Anjani dan Serly juga menceritakan pengalaman mereka membantu orang tua berdagang yang kadangkala membuat mereka kesulitan membagi waktu antara membantu orang tua dan belajar. Sementara itu, Dika menyampaikan bahwa ia memiliki ketertarikan dan potensi besar di bidang menulis, namun belum mendapatkan kesempatan yang memadai untuk mengembangkan kemampuannya karena keterbatasan akses pendidikan dan dukungan di lingkungannya.

Dalam kehangatan pertemuan tersebut, komunitas anak CAC juga menampilkan peragaan media Komunikasi, Informasi, dan Edukasi (KIE) berupa Rubik Face Bebas Pekerja Anak.

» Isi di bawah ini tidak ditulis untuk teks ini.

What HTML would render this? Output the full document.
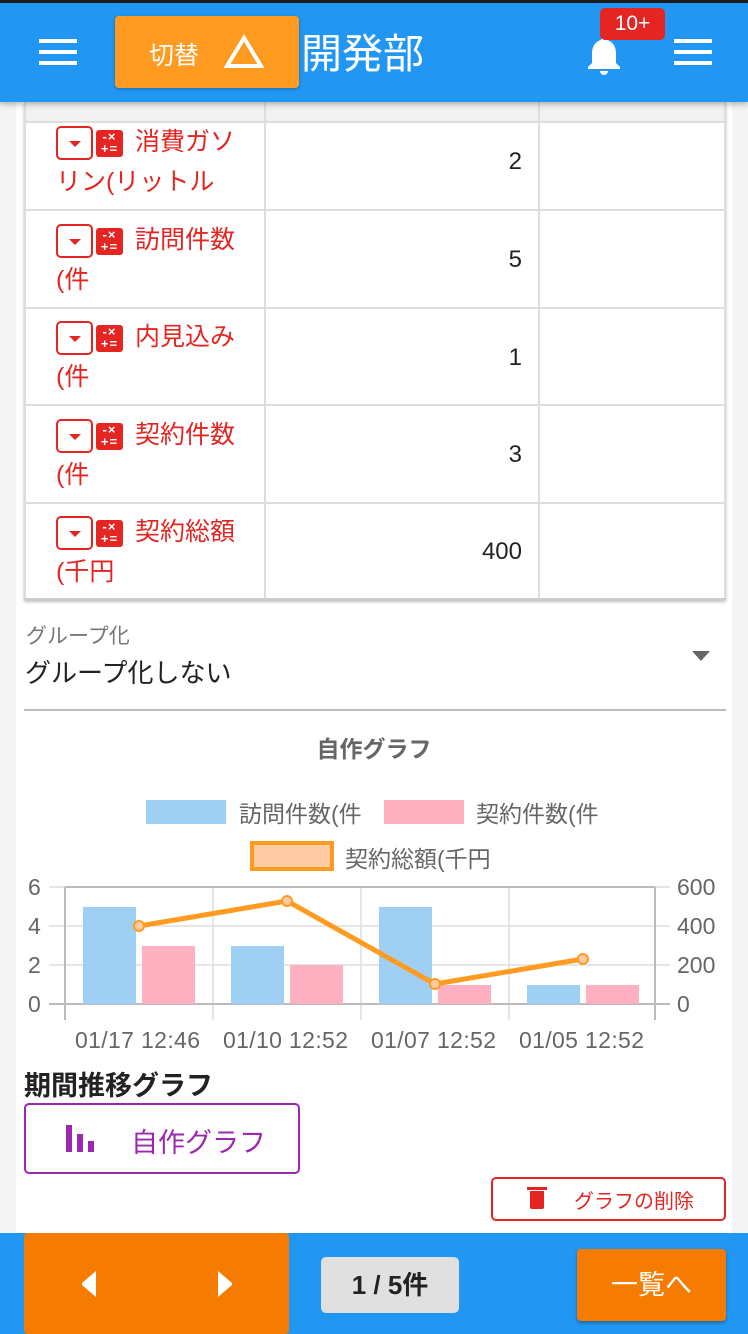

Skema pengembangan Rubik Face ini merupakan hasil gagasan kreatif anak-anak sendiri yang terinspirasi dari keinginan mereka untuk menyuarakan pengalaman dan harapan sebagai bagian dari perjuangan menghapus praktik pekerja anak. Melalui pendekatan kreatif, mereka mengemas informasi penting seputar pengertian pekerja anak, bentuk-bentuk eksploitasi pada anak, dampaknya terhadap tumbuh kembang anak, hingga cara mencegah dan melaporkan kasus-kasus tersebut. Rubik Face ini menjadi sarana yang efektif untuk menyampaikan pesan secara visual dan menyenangkan.

“PKPA telah menjadi mitra kami sejak beberapa waktu lalu dalam upaya menghimpun baseline data terkait praktik pekerja anak. Kami sangat mengapresiasi kontribusi PKPA dalam menjangkau komunitas akar rumput dan menghadirkan suara anak ke ruang-ruang kebijakan. Ke depan, kami berharap kerja sama ini dapat terus diperluas dalam bentuk sinergi program yang lebih konkret dan berkelanjutan demi mendukung penghapusan pekerja anak di Indonesia,” lanjut Ibu Wiwin.

Melalui pertemuan ini, PKPA berharap suara anak-anak dari komunitas rentan dapat menjadi masukan berharga bagi pemerintah dalam merumuskan kebijakan dan langkah strategis untuk mengakhiri praktik pekerja anak, khususnya di wilayah-wilayah yang masih menghadapi tantangan besar. Selain itu, pertemuan ini juga menjadi momentum penting untuk membuka potensi sinergi dan kolaborasi yang lebih berkelanjutan antara pemerintah dan lembaga masyarakat dalam menciptakan lingkungan yang aman, inklusif, dan berpihak pada kepentingan terbaik anak.